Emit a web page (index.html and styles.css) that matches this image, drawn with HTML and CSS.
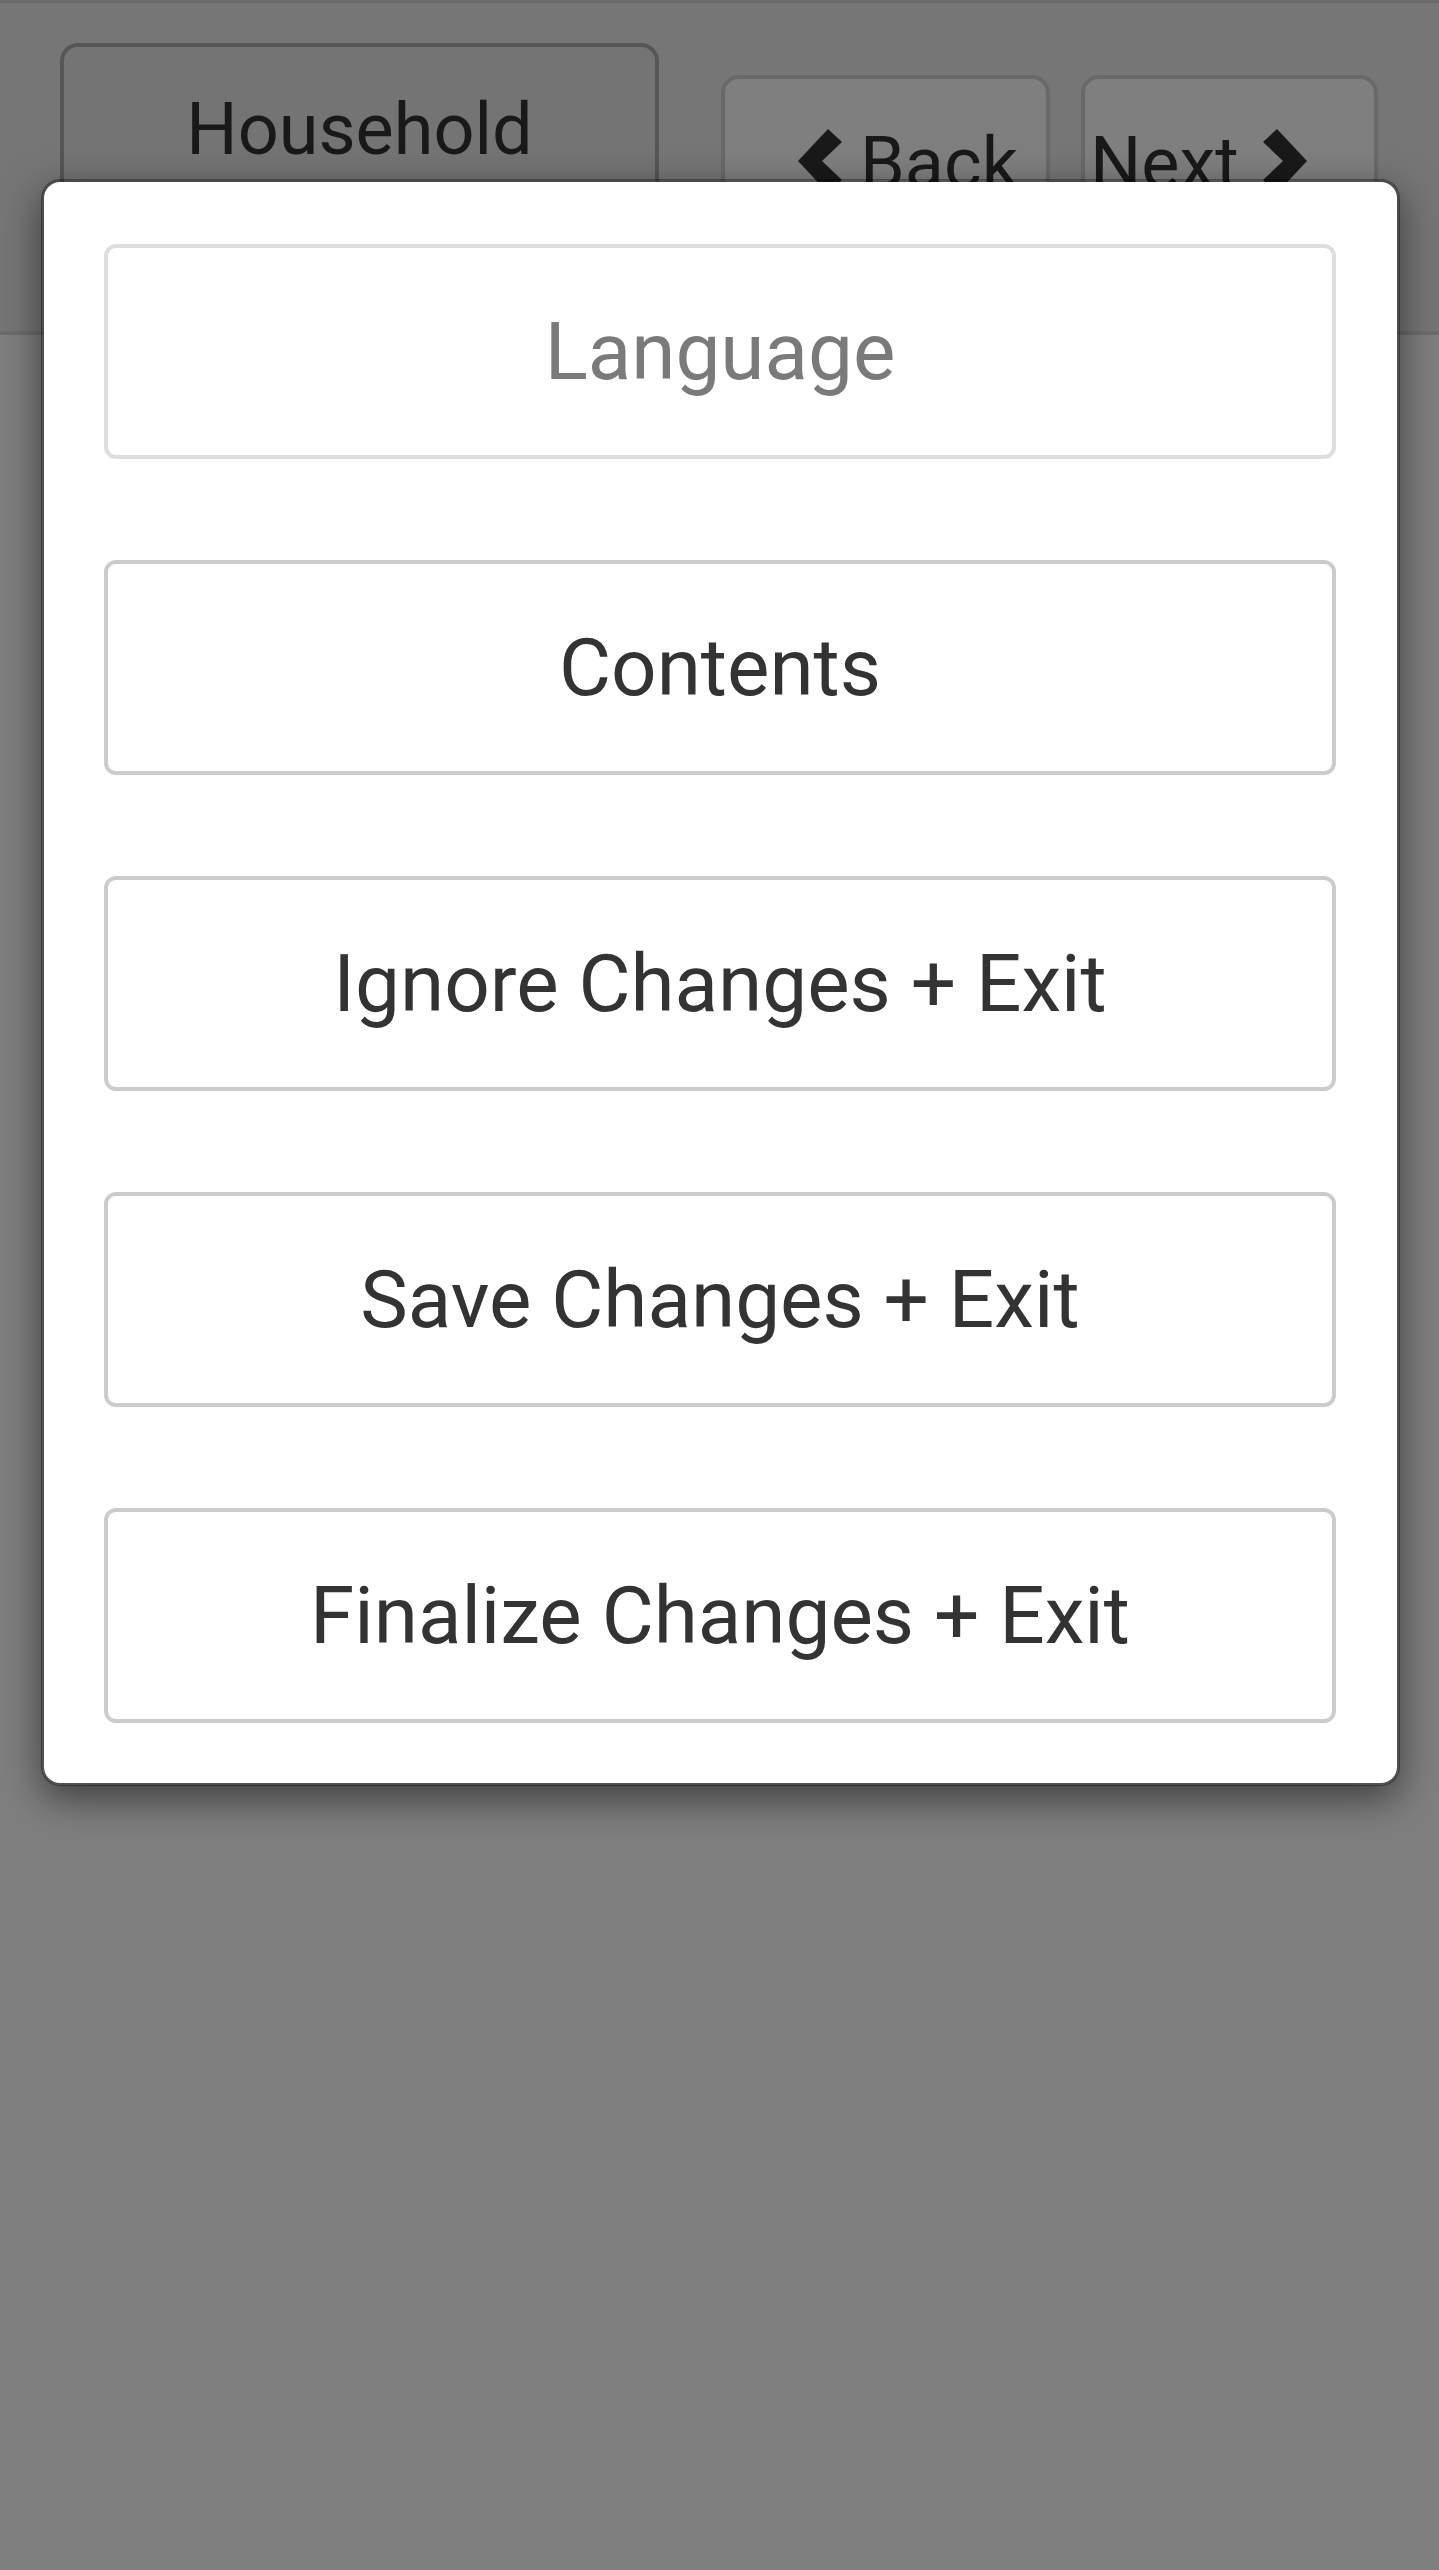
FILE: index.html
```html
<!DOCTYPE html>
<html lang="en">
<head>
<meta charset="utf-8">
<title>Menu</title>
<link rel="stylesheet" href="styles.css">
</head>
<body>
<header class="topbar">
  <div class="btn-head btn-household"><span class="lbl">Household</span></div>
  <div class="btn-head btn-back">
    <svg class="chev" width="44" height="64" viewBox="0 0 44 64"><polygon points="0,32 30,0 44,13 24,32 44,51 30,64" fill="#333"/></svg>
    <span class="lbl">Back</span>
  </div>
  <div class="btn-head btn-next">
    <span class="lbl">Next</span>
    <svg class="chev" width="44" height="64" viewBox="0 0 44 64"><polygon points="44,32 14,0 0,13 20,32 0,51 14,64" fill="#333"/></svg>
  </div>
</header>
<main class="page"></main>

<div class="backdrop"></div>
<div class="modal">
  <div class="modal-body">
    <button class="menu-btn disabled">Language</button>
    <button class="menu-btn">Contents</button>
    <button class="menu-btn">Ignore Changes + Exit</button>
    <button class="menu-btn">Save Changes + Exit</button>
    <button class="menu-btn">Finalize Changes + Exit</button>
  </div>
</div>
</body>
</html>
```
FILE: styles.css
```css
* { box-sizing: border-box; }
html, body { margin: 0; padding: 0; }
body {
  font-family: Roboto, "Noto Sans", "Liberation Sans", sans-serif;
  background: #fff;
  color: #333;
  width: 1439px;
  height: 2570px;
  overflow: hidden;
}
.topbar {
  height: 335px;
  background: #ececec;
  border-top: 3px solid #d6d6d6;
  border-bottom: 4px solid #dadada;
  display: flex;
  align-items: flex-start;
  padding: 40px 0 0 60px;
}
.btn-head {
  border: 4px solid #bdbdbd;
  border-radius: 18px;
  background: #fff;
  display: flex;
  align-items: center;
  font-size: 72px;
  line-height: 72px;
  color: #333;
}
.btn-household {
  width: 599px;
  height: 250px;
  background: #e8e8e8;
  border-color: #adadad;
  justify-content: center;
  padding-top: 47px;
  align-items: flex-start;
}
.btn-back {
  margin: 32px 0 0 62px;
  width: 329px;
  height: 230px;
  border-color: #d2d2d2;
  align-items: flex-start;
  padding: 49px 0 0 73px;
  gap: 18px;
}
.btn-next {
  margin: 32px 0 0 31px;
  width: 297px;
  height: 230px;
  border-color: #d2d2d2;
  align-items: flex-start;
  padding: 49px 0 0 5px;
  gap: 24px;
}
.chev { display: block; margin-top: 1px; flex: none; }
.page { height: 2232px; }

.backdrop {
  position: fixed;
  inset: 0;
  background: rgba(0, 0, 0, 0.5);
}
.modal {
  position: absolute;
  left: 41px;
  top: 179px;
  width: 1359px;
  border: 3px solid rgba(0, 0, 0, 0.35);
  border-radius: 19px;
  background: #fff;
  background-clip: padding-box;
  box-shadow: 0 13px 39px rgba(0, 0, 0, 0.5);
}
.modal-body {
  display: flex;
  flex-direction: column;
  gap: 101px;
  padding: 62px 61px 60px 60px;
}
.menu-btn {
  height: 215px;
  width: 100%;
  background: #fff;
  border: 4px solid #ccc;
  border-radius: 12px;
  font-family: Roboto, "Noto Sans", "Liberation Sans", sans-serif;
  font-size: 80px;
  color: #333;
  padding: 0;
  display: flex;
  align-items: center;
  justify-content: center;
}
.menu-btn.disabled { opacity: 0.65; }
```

** Goal of the exercise **
Output each line exactly; omit every picture.

** Answer below **
Emit a web page (index.html and styles.css) that matches this image, drawn with HTML and CSS.
FILE: index.html
```html
<!DOCTYPE html>
<html lang="en">
<head>
<meta charset="utf-8">
<title>Menu</title>
<link rel="stylesheet" href="styles.css">
</head>
<body>
<header class="topbar">
  <div class="btn-head btn-household"><span class="lbl">Household</span></div>
  <div class="btn-head btn-back">
    <svg class="chev" width="44" height="64" viewBox="0 0 44 64"><polygon points="0,32 30,0 44,13 24,32 44,51 30,64" fill="#333"/></svg>
    <span class="lbl">Back</span>
  </div>
  <div class="btn-head btn-next">
    <span class="lbl">Next</span>
    <svg class="chev" width="44" height="64" viewBox="0 0 44 64"><polygon points="44,32 14,0 0,13 20,32 0,51 14,64" fill="#333"/></svg>
  </div>
</header>
<main class="page"></main>

<div class="backdrop"></div>
<div class="modal">
  <div class="modal-body">
    <button class="menu-btn disabled">Language</button>
    <button class="menu-btn">Contents</button>
    <button class="menu-btn">Ignore Changes + Exit</button>
    <button class="menu-btn">Save Changes + Exit</button>
    <button class="menu-btn">Finalize Changes + Exit</button>
  </div>
</div>
</body>
</html>
```
FILE: styles.css
```css
* { box-sizing: border-box; }
html, body { margin: 0; padding: 0; }
body {
  font-family: Roboto, "Noto Sans", "Liberation Sans", sans-serif;
  background: #fff;
  color: #333;
  width: 1439px;
  height: 2570px;
  overflow: hidden;
}
.topbar {
  height: 335px;
  background: #ececec;
  border-top: 3px solid #d6d6d6;
  border-bottom: 4px solid #dadada;
  display: flex;
  align-items: flex-start;
  padding: 40px 0 0 60px;
}
.btn-head {
  border: 4px solid #bdbdbd;
  border-radius: 18px;
  background: #fff;
  display: flex;
  align-items: center;
  font-size: 72px;
  line-height: 72px;
  color: #333;
}
.btn-household {
  width: 599px;
  height: 250px;
  background: #e8e8e8;
  border-color: #adadad;
  justify-content: center;
  padding-top: 47px;
  align-items: flex-start;
}
.btn-back {
  margin: 32px 0 0 62px;
  width: 329px;
  height: 230px;
  border-color: #d2d2d2;
  align-items: flex-start;
  padding: 49px 0 0 73px;
  gap: 18px;
}
.btn-next {
  margin: 32px 0 0 31px;
  width: 297px;
  height: 230px;
  border-color: #d2d2d2;
  align-items: flex-start;
  padding: 49px 0 0 5px;
  gap: 24px;
}
.chev { display: block; margin-top: 1px; flex: none; }
.page { height: 2232px; }

.backdrop {
  position: fixed;
  inset: 0;
  background: rgba(0, 0, 0, 0.5);
}
.modal {
  position: absolute;
  left: 41px;
  top: 179px;
  width: 1359px;
  border: 3px solid rgba(0, 0, 0, 0.35);
  border-radius: 19px;
  background: #fff;
  background-clip: padding-box;
  box-shadow: 0 13px 39px rgba(0, 0, 0, 0.5);
}
.modal-body {
  display: flex;
  flex-direction: column;
  gap: 101px;
  padding: 62px 61px 60px 60px;
}
.menu-btn {
  height: 215px;
  width: 100%;
  background: #fff;
  border: 4px solid #ccc;
  border-radius: 12px;
  font-family: Roboto, "Noto Sans", "Liberation Sans", sans-serif;
  font-size: 80px;
  color: #333;
  padding: 0;
  display: flex;
  align-items: center;
  justify-content: center;
}
.menu-btn.disabled { opacity: 0.65; }
```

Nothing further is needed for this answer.